Straszne jest jak wierzysz w takie rzeczy. Ja nie wierze ale film jako horror jest niezły.
Film jako dramat jest dobry, ale jako horror nie sprawdza się zupełnie, wymieniłbym ci 20 lepiej straszących...
dokument o Anneliese Mitchel obejrzałam w słoneczny dzień, po południu a później miałam problemy z zaśnięciem przez parę dni, dlatego nie odważę się nigdy na ten film ani żaden inny o podobnej tematyce, po co mi to? żeby zryć sobie psychikę?
Ja oglądałem to w nocy, i czułem się tylko zniesmaczony tym, co wyprawiała ta chora psychicznie dziewczyna. Żal mi jej było. Jednocześnie byłem zły na jej rodziców i księdza, że pozwolili działać księdzu zamiast zawieźć ją do szpitala psychiatrycznego.
Przecież to było opętanie przez szatana a nie choroba psychiczna. Żadna choroba psychiczna nie czyni takich rzeczy. Właśnie dobrze zrobili. Oczywiście nie każdy musi ''wierzyć''.

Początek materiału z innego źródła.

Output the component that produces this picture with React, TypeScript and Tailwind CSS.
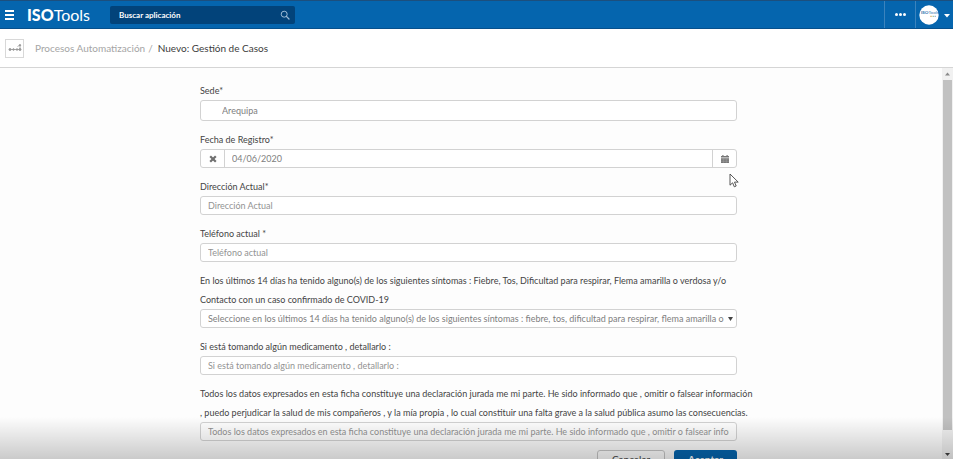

Skąd wiesz, że żadna choroba psychiczna nie czyni takich rzeczy? Ta dziewczyna mogła mieć jednocześnie dwie choroby psychiczne, które były źle leczone - prawdopodobnie psychogeniczne nieepileptyczne napady padaczkowe (psychogenic non-epileptic deizures) i autoimmunologiczne zapalenie mózgu anty-NMDA. Na obie te choroby zapadają głównie kobiety w wieku od 18 do 25 lat - co pasuje do doniesień o tym, że zwykle to kobiety w takim wieku najczęściej są ofiarami "opętań". Zresztą, wiele chorób psychicznych nie zostało jeszcze dokładnie zbadanych.
Anneliese Michel zmarła wskutek wygłodzenia, wycieńczenia i odwodnienia.